Exercise material:
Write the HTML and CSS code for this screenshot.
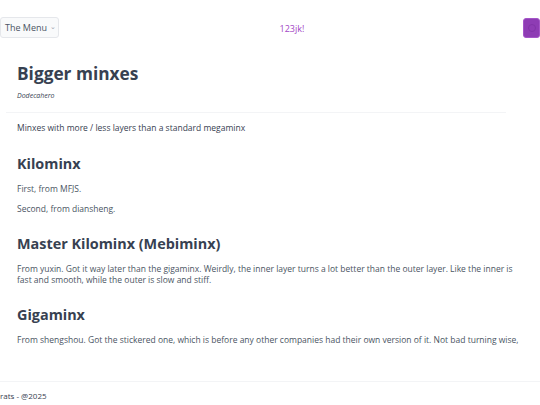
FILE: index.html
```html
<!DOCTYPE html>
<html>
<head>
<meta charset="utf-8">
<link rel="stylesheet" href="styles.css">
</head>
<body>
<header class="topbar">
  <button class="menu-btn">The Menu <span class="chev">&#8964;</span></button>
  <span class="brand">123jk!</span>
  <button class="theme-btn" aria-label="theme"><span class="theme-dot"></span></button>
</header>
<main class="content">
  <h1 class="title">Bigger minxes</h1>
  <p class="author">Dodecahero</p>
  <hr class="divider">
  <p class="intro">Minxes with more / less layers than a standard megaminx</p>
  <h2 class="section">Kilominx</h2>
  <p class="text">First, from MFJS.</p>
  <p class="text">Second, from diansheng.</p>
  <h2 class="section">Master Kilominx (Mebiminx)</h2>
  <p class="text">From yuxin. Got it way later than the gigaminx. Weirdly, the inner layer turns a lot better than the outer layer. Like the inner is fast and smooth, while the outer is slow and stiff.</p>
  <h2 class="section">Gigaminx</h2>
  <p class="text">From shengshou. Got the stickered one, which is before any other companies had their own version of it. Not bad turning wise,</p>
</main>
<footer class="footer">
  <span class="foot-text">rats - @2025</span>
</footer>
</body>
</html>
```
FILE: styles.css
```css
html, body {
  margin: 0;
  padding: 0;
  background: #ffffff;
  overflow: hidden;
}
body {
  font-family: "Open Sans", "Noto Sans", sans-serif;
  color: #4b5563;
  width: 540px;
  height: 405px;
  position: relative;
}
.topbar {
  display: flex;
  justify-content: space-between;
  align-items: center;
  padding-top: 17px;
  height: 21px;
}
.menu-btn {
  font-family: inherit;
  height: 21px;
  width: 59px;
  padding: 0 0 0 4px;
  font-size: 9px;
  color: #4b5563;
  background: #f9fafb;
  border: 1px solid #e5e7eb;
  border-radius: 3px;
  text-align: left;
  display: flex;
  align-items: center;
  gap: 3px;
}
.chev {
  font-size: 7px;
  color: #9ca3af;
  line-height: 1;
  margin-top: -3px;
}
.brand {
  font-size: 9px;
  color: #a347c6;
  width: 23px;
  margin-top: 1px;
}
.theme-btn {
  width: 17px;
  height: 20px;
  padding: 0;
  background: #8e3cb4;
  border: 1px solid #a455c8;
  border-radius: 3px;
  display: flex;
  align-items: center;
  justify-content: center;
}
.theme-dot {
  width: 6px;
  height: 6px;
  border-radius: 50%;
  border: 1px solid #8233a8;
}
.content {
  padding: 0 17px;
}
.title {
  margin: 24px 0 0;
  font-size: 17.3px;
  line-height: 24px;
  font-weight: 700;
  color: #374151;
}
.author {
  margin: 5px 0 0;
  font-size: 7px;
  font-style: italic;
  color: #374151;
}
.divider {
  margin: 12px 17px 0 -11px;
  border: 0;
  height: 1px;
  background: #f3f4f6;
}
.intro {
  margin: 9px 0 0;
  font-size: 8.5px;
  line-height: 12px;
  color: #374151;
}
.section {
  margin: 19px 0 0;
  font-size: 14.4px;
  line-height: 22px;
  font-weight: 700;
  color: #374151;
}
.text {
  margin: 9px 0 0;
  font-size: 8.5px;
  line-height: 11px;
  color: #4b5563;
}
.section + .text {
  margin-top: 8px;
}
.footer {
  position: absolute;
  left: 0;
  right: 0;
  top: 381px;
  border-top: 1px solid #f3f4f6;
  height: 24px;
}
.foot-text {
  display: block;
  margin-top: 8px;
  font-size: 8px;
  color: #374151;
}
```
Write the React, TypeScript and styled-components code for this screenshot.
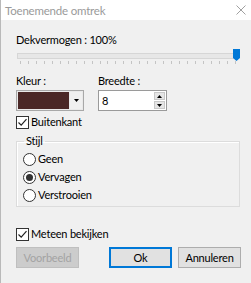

What this task involves: Omit every picture, then repeat the remaining data exactly as it appears above.

Task response:
Write the HTML and CSS code for this screenshot.
FILE: index.html
```html
<!DOCTYPE html>
<html>
<head>
<meta charset="utf-8">
<link rel="stylesheet" href="styles.css">
</head>
<body>
<header class="topbar">
  <button class="menu-btn">The Menu <span class="chev">&#8964;</span></button>
  <span class="brand">123jk!</span>
  <button class="theme-btn" aria-label="theme"><span class="theme-dot"></span></button>
</header>
<main class="content">
  <h1 class="title">Bigger minxes</h1>
  <p class="author">Dodecahero</p>
  <hr class="divider">
  <p class="intro">Minxes with more / less layers than a standard megaminx</p>
  <h2 class="section">Kilominx</h2>
  <p class="text">First, from MFJS.</p>
  <p class="text">Second, from diansheng.</p>
  <h2 class="section">Master Kilominx (Mebiminx)</h2>
  <p class="text">From yuxin. Got it way later than the gigaminx. Weirdly, the inner layer turns a lot better than the outer layer. Like the inner is fast and smooth, while the outer is slow and stiff.</p>
  <h2 class="section">Gigaminx</h2>
  <p class="text">From shengshou. Got the stickered one, which is before any other companies had their own version of it. Not bad turning wise,</p>
</main>
<footer class="footer">
  <span class="foot-text">rats - @2025</span>
</footer>
</body>
</html>
```
FILE: styles.css
```css
html, body {
  margin: 0;
  padding: 0;
  background: #ffffff;
  overflow: hidden;
}
body {
  font-family: "Open Sans", "Noto Sans", sans-serif;
  color: #4b5563;
  width: 540px;
  height: 405px;
  position: relative;
}
.topbar {
  display: flex;
  justify-content: space-between;
  align-items: center;
  padding-top: 17px;
  height: 21px;
}
.menu-btn {
  font-family: inherit;
  height: 21px;
  width: 59px;
  padding: 0 0 0 4px;
  font-size: 9px;
  color: #4b5563;
  background: #f9fafb;
  border: 1px solid #e5e7eb;
  border-radius: 3px;
  text-align: left;
  display: flex;
  align-items: center;
  gap: 3px;
}
.chev {
  font-size: 7px;
  color: #9ca3af;
  line-height: 1;
  margin-top: -3px;
}
.brand {
  font-size: 9px;
  color: #a347c6;
  width: 23px;
  margin-top: 1px;
}
.theme-btn {
  width: 17px;
  height: 20px;
  padding: 0;
  background: #8e3cb4;
  border: 1px solid #a455c8;
  border-radius: 3px;
  display: flex;
  align-items: center;
  justify-content: center;
}
.theme-dot {
  width: 6px;
  height: 6px;
  border-radius: 50%;
  border: 1px solid #8233a8;
}
.content {
  padding: 0 17px;
}
.title {
  margin: 24px 0 0;
  font-size: 17.3px;
  line-height: 24px;
  font-weight: 700;
  color: #374151;
}
.author {
  margin: 5px 0 0;
  font-size: 7px;
  font-style: italic;
  color: #374151;
}
.divider {
  margin: 12px 17px 0 -11px;
  border: 0;
  height: 1px;
  background: #f3f4f6;
}
.intro {
  margin: 9px 0 0;
  font-size: 8.5px;
  line-height: 12px;
  color: #374151;
}
.section {
  margin: 19px 0 0;
  font-size: 14.4px;
  line-height: 22px;
  font-weight: 700;
  color: #374151;
}
.text {
  margin: 9px 0 0;
  font-size: 8.5px;
  line-height: 11px;
  color: #4b5563;
}
.section + .text {
  margin-top: 8px;
}
.footer {
  position: absolute;
  left: 0;
  right: 0;
  top: 381px;
  border-top: 1px solid #f3f4f6;
  height: 24px;
}
.foot-text {
  display: block;
  margin-top: 8px;
  font-size: 8px;
  color: #374151;
}
```
Write the React, TypeScript and styled-components code for this screenshot.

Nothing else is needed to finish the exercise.